Evans seems to understand this. "What I've got to do is look after Terry's audience," he says. "It's going to be a very tough gig. But it's what I do for a living. It's not like I'm being asked to play football for England. It's like driving for Renault and then being asked to drive for Ferrari. It's my job to look after what Terry's left behind, so I'll try to do the best I can."

When his appointment was announced the BBC received just 195 formal complaints – quite a lot fewer than the 1,000 last time. Perhaps it will not be so much of a leap as many imagine.

A life in brief

Born: 1 April 1966 in Warrington. Youngest son of a bookmaker, who died when Evans was 13.

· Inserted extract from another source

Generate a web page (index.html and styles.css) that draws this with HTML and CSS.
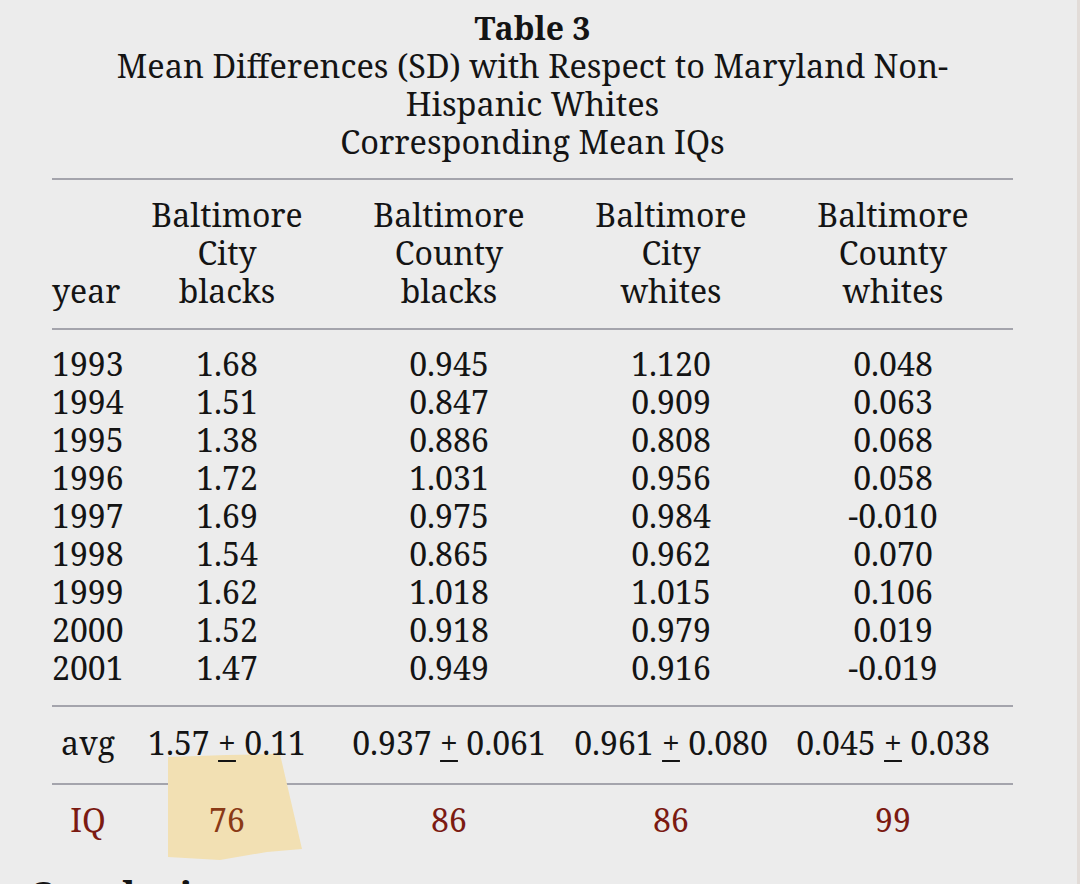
FILE: index.html
```html
<!DOCTYPE html>
<html lang="en">
<head>
<meta charset="utf-8">
<title>Table 3</title>
<link rel="stylesheet" href="styles.css">
</head>
<body>
<div class="page">
  <div class="doc">
    <div class="caption">
      <div class="cap-title">Table 3</div>
      <div class="cap-sub">Mean Differences (SD) with Respect to Maryland Non-<br>Hispanic Whites</div>
      <div class="cap-sub">Corresponding Mean IQs</div>
    </div>

    <div class="table">
      <div class="rule"></div>
      <div class="grid head">
        <div class="c0 year">year</div>
        <div class="cell">Baltimore<br>City<br>blacks</div>
        <div class="cell">Baltimore<br>County<br>blacks</div>
        <div class="cell">Baltimore<br>City<br>whites</div>
        <div class="cell">Baltimore<br>County<br>whites</div>
      </div>
      <div class="rule"></div>
      <div class="grid body">
        <div class="c0">1993</div><div class="cell">1.68</div><div class="cell">0.945</div><div class="cell">1.120</div><div class="cell">0.048</div>
        <div class="c0">1994</div><div class="cell">1.51</div><div class="cell">0.847</div><div class="cell">0.909</div><div class="cell">0.063</div>
        <div class="c0">1995</div><div class="cell">1.38</div><div class="cell">0.886</div><div class="cell">0.808</div><div class="cell">0.068</div>
        <div class="c0">1996</div><div class="cell">1.72</div><div class="cell">1.031</div><div class="cell">0.956</div><div class="cell">0.058</div>
        <div class="c0">1997</div><div class="cell">1.69</div><div class="cell">0.975</div><div class="cell">0.984</div><div class="cell">-0.010</div>
        <div class="c0">1998</div><div class="cell">1.54</div><div class="cell">0.865</div><div class="cell">0.962</div><div class="cell">0.070</div>
        <div class="c0">1999</div><div class="cell">1.62</div><div class="cell">1.018</div><div class="cell">1.015</div><div class="cell">0.106</div>
        <div class="c0">2000</div><div class="cell">1.52</div><div class="cell">0.918</div><div class="cell">0.979</div><div class="cell">0.019</div>
        <div class="c0">2001</div><div class="cell">1.47</div><div class="cell">0.949</div><div class="cell">0.916</div><div class="cell">-0.019</div>
      </div>
      <div class="rule"></div>
      <div class="grid avg">
        <div class="c0 label">avg</div>
        <div class="cell">1.57 <span class="pm">+</span> 0.11</div>
        <div class="cell">0.937 <span class="pm">+</span> 0.061</div>
        <div class="cell">0.961 <span class="pm">+</span> 0.080</div>
        <div class="cell">0.045 <span class="pm">+</span> 0.038</div>
      </div>
      <div class="rule"></div>
      <div class="grid iq">
        <div class="c0 label">IQ</div>
        <div class="cell marked">76</div>
        <div class="cell">86</div>
        <div class="cell">86</div>
        <div class="cell">99</div>
      </div>
      <svg class="highlight" width="140" height="110" viewBox="0 0 140 110" aria-hidden="true">
        <polygon points="1,3 60,1 113,0 135,95 100,98 53,106 1,103" fill="#f2e0b3"/>
      </svg>
    </div>

    <h2 class="section">Conclusions</h2>
  </div>
</div>
</body>
</html>
```

FILE: styles.css
```css
html {
  background: #e2dcd8;
}

body {
  margin: 0;
  font-family: "Noto Serif", "DejaVu Serif Condensed", "DejaVu Serif", serif;
  color: #141414;
}

.page {
  width: 1077px;
  height: 884px;
  overflow: hidden;
  background: #ececec;
}

.doc {
  padding-top: 9px;
}

.caption {
  width: 961px;
  margin-left: 52px;
  text-align: center;
  font-size: 32px;
  line-height: 38px;
}

.cap-title {
  font-weight: 700;
}

.cap-sub {
  font-size: 32.5px;
}

.table {
  position: relative;
  width: 961px;
  margin-left: 52px;
  margin-top: 17px;
  font-size: 32px;
  line-height: 38px;
}

.rule {
  height: 2px;
  background: #a4a4ac;
}

.grid {
  position: relative;
  z-index: 1;
  display: grid;
  grid-template-columns: 72px 214px repeat(3, 222px);
}

.c0 {
  white-space: nowrap;
}

.cell {
  text-align: center;
  white-space: nowrap;
}

.grid > .c0 + .cell {
  padding-right: 8px;
}

.head {
  padding: 16px 0 18px;
}

.head .year {
  align-self: end;
}

.body {
  padding: 15px 0 18px;
}

.avg {
  padding: 17px 0 21px;
}

.iq {
  padding: 16px 0 0;
  color: #7b1a12;
}

.label {
  text-align: center;
}

.pm {
  text-decoration: underline;
  text-decoration-thickness: 2px;
  text-underline-offset: 5px;
}

.marked {
  color: #8a3a16;
}

.highlight {
  position: absolute;
  left: 115px;
  top: 576px;
  z-index: 0;
}

.section {
  margin: 33px 0 0 28px;
  font-size: 38px;
  line-height: 44px;
  font-weight: 700;
}
```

Education: Padgate High School, Warrington

Career: Radio: Piccadilly Radio, Manchester, 1984-85. Moved to London in 1987 to BBC GLR, then to Radio 1 in 1992. Television: The Big Breakfast, Channel 4, 1992-94; Don't Forget Your Toothbrush, Channel 4, 1994–95; TFI Friday, Channel 4, 1996–99. Radio: Breakfast Show, Radio 1, 1995–1997; The Chris Evans Breakfast Show, Virgin Radio, 1997–2001. Saturday afternoon show, BBC Radio 2, 2005–2006, Weekday Drivetime Show, BBC Radio 2, 2006–2009. Takes over Terry Wogan's Breakfast Show from 11 January.

He says: "Yes, I get drunk – who doesn't? I can be petulant and a prima donna. So what? That's why I'm successful. It's called being creative." (2003)

"I was utterly confident for all the wrong reasons. And now I'm confident for all the right reasons." (2009)

They say: "He has the temperament of a prima donna." – Judge in case between Evans and Virgin Radio. (2003)

"Following in Sir Terry Wogan's footsteps would be a daunting prospect for any presenter but Chris Evans is an experienced broadcaster, who's built up a tremendous rapport with his Drivetime listeners since joining Radio 2." – BBC official, 2009.